RECORDED INFORMATION:
-- START --

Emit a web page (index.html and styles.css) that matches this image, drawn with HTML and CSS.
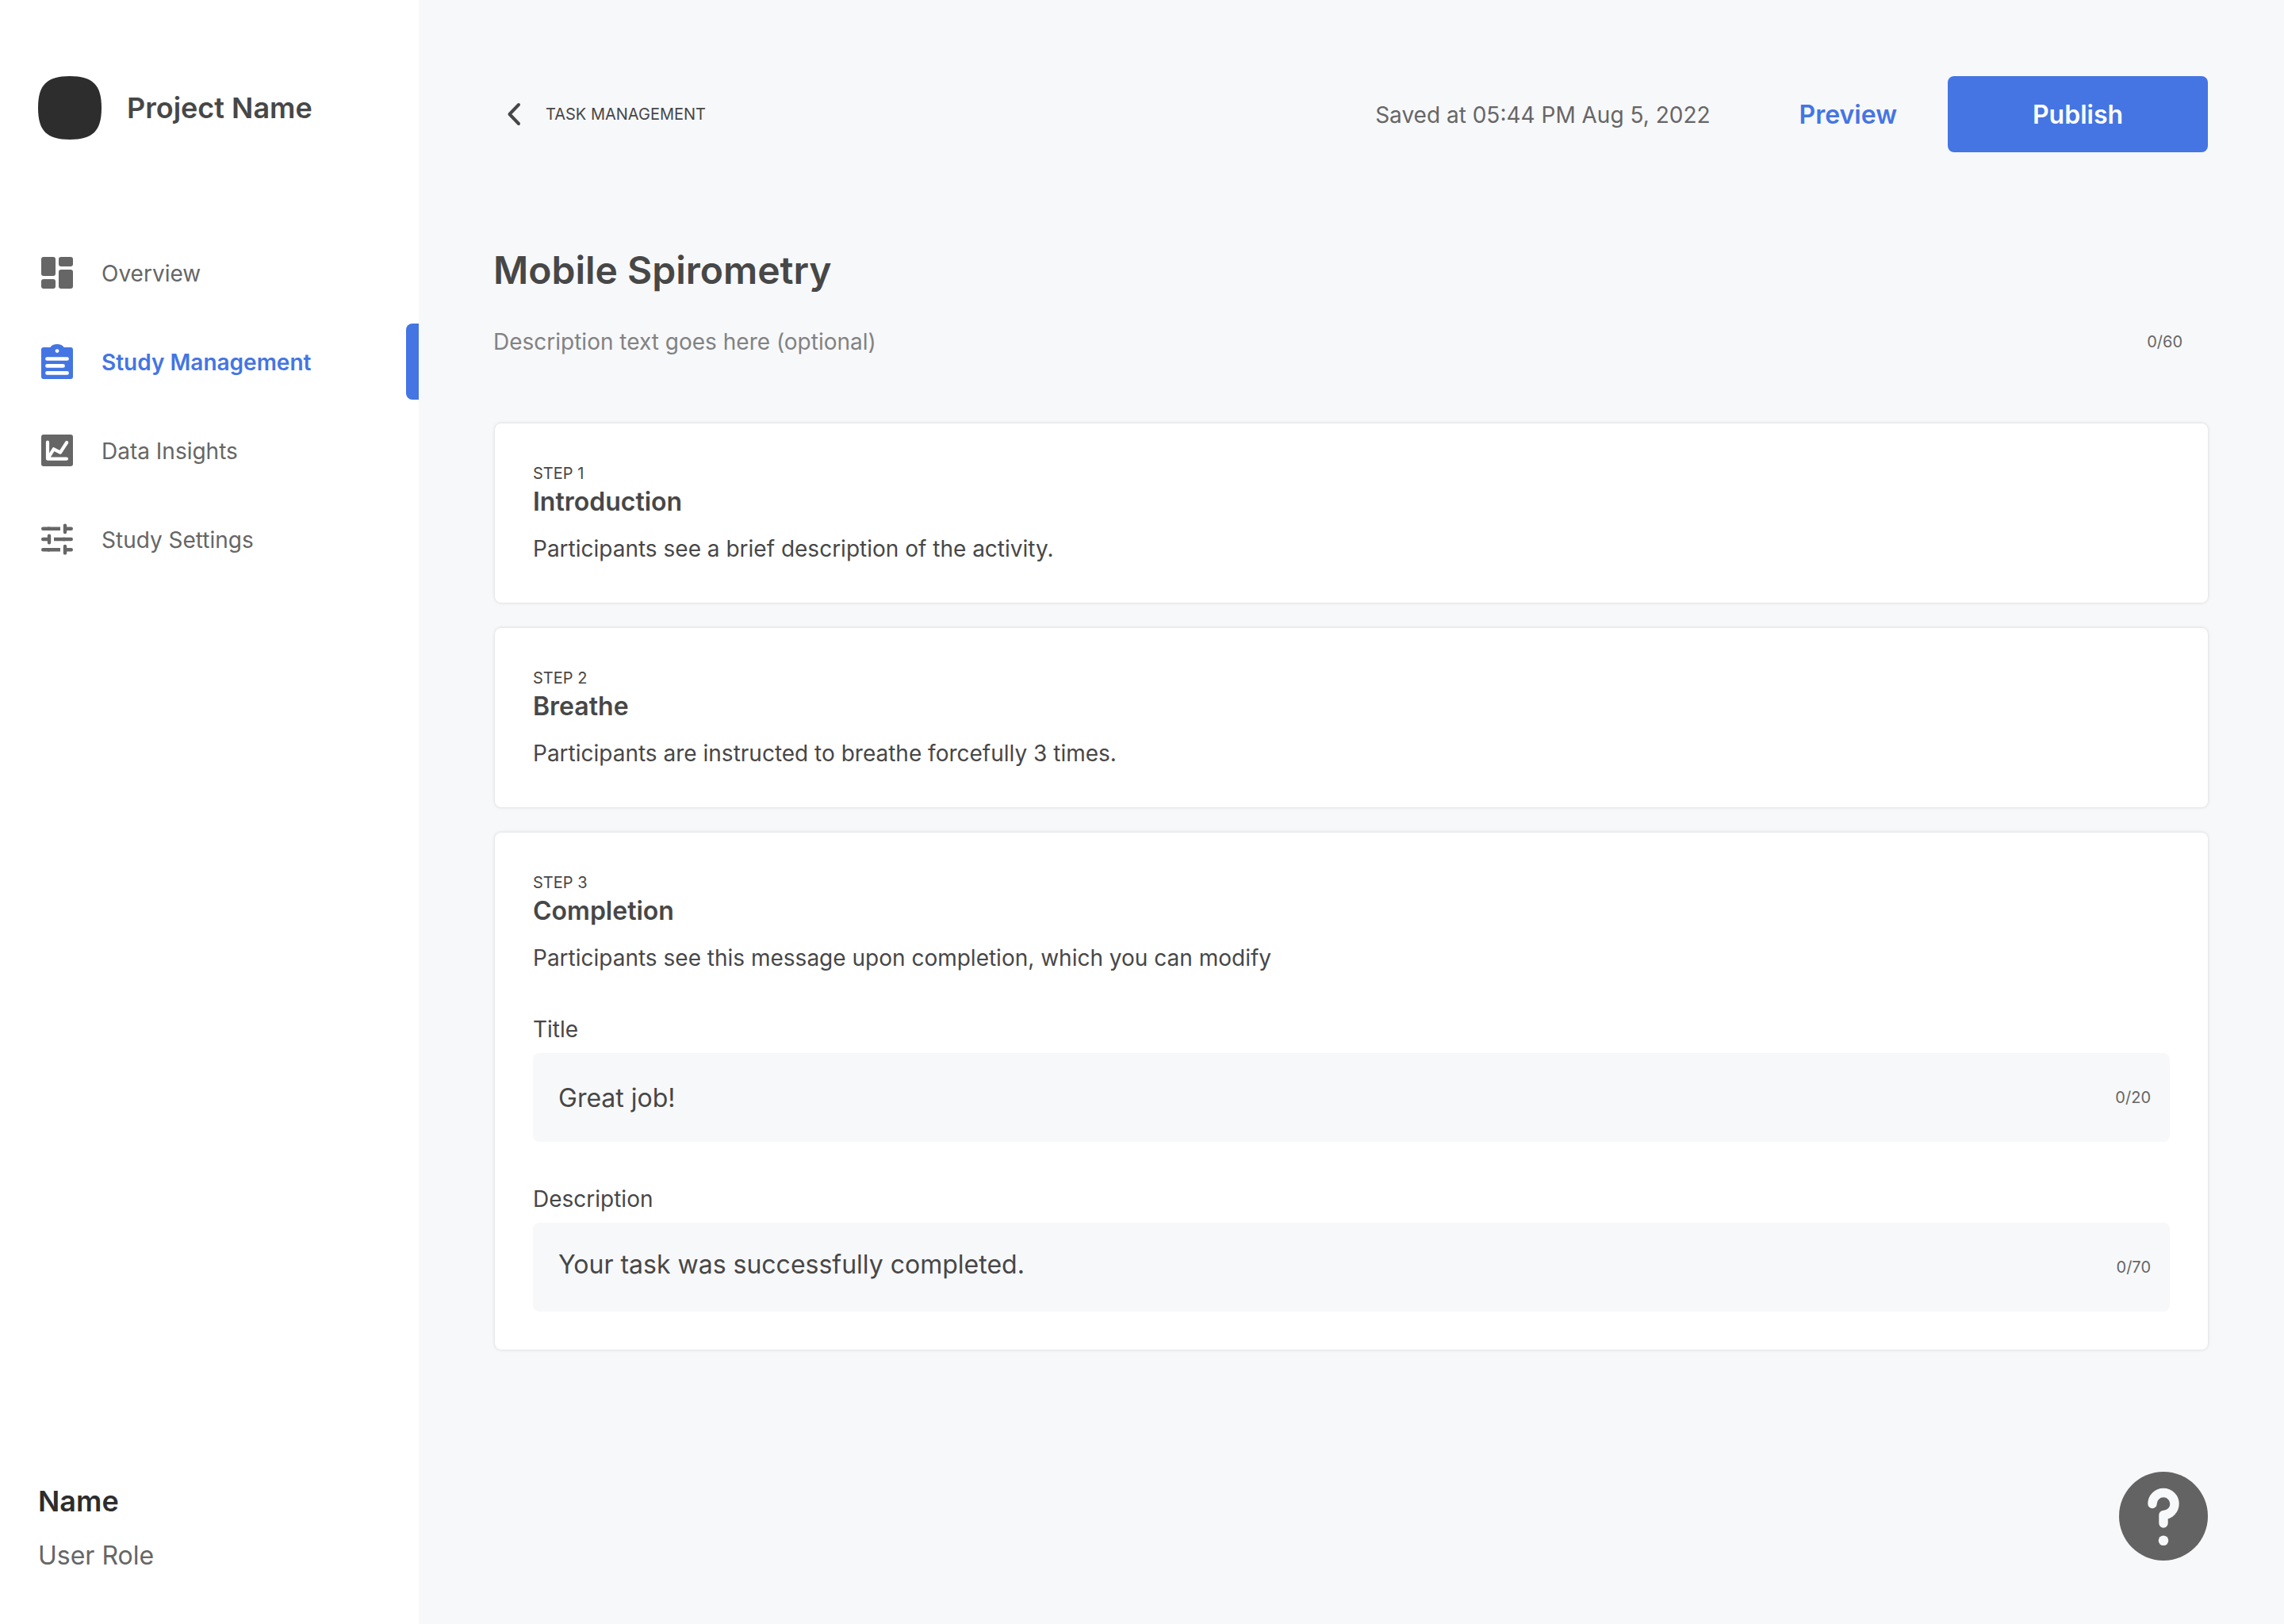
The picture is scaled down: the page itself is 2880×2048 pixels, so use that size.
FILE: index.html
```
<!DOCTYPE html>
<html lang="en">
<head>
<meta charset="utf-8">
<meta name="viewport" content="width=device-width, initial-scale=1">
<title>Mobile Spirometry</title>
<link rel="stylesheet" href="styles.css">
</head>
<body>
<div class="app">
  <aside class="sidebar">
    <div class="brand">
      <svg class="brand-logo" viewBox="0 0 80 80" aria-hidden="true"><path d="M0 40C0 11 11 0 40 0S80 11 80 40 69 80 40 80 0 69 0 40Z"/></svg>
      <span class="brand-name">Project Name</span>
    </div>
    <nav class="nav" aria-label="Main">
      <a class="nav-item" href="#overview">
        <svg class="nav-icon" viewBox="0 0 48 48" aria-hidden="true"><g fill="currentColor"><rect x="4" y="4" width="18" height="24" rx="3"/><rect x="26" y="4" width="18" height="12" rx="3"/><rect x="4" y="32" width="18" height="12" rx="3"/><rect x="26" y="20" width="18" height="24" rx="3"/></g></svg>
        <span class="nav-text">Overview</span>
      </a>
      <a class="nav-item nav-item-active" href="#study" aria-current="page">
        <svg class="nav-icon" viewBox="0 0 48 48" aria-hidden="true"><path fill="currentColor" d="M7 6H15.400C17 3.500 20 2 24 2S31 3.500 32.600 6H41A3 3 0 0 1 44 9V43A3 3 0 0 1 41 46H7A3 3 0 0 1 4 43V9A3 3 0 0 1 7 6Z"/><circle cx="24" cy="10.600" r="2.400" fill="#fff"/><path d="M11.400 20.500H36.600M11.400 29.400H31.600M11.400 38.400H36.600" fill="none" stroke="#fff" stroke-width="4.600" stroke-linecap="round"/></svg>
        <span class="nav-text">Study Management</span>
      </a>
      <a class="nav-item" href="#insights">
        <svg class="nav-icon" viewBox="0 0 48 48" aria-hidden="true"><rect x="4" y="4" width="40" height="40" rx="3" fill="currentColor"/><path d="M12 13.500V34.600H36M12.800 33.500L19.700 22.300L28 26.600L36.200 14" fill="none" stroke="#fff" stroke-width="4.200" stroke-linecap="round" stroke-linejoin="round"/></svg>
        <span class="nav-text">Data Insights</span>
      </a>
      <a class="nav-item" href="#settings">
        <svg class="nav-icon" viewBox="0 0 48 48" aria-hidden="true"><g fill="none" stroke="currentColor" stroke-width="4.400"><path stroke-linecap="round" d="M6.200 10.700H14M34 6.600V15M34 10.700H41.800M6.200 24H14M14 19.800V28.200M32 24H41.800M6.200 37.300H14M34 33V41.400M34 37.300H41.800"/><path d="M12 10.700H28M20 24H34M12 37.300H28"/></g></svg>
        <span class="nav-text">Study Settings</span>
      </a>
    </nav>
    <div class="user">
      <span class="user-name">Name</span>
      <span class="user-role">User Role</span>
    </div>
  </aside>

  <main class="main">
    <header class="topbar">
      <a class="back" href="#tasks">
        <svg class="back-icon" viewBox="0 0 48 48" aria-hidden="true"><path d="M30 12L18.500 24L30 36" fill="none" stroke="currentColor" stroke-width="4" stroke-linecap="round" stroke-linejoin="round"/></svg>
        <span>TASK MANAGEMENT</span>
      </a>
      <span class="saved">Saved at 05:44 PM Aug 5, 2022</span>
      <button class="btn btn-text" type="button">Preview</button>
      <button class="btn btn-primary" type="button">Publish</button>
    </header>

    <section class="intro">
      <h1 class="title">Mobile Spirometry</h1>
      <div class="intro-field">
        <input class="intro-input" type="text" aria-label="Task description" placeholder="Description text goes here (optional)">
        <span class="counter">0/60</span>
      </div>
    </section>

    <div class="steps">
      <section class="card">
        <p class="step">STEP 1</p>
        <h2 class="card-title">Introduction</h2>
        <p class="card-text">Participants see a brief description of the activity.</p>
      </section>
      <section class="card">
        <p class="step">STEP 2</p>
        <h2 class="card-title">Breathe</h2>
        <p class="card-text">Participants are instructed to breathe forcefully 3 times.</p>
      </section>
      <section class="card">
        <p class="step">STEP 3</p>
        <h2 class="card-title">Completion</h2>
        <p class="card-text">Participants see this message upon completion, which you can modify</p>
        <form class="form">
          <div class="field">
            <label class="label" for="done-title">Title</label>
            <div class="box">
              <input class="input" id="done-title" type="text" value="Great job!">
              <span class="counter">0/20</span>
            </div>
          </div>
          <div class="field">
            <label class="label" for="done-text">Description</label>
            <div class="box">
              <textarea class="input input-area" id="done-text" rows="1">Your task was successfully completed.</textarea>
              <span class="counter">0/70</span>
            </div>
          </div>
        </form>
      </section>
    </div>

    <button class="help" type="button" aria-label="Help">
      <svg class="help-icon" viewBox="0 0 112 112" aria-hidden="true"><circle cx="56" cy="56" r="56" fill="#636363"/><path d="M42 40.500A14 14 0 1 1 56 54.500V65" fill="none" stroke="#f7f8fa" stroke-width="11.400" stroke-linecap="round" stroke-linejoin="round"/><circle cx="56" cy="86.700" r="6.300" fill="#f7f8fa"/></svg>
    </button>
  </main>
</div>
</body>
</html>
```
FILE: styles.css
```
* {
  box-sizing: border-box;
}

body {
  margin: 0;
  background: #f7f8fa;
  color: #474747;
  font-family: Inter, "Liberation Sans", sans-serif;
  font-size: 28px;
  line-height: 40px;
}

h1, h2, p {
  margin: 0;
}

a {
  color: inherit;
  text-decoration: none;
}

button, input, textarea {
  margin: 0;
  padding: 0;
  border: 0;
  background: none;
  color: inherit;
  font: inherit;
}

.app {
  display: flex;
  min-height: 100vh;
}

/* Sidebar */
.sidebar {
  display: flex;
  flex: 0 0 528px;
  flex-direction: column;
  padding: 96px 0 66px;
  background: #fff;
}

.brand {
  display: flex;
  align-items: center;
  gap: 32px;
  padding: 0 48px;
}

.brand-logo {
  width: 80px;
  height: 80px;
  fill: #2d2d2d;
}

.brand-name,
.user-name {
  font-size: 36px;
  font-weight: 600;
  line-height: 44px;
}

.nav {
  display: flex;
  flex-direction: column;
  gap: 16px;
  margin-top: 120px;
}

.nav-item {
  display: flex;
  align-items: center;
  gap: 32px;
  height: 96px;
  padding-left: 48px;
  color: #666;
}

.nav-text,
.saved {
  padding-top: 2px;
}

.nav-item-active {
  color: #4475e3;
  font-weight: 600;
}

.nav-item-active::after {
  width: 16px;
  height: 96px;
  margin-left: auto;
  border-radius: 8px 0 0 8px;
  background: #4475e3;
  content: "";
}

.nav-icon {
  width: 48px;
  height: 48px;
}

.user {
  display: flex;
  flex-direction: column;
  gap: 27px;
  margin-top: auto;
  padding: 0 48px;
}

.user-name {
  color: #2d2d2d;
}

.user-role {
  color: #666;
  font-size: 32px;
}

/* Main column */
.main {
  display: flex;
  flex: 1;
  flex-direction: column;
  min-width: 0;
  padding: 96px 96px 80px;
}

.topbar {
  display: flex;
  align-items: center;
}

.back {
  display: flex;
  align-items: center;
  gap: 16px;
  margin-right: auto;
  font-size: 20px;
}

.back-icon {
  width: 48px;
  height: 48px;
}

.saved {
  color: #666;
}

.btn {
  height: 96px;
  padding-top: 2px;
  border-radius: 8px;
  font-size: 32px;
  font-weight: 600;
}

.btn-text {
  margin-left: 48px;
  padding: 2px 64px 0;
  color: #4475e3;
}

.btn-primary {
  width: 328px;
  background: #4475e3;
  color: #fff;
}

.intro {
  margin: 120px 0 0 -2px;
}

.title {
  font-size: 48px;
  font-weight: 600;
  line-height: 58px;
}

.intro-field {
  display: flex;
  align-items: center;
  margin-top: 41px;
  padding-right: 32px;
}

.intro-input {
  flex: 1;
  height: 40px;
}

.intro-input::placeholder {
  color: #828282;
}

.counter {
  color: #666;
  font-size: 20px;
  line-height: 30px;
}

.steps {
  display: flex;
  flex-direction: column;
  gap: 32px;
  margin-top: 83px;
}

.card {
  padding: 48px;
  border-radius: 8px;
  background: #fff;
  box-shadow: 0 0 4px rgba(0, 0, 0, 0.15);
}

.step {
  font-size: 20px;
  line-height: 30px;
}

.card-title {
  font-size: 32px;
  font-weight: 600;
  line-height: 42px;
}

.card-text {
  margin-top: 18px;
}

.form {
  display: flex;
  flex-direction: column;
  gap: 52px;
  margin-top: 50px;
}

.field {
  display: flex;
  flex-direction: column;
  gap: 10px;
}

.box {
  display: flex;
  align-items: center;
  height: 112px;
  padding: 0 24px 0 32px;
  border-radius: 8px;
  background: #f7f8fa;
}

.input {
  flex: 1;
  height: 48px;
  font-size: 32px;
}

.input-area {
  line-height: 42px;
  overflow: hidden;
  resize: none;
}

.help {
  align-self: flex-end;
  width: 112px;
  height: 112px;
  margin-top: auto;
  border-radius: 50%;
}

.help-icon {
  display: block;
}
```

-- END --

TASK PROMPT:
Each line holding "that" must be found and copied.

SOLUTION:
Emit a web page (index.html and styles.css) that matches this image, drawn with HTML and CSS.
The picture is scaled down: the page itself is 2880×2048 pixels, so use that size.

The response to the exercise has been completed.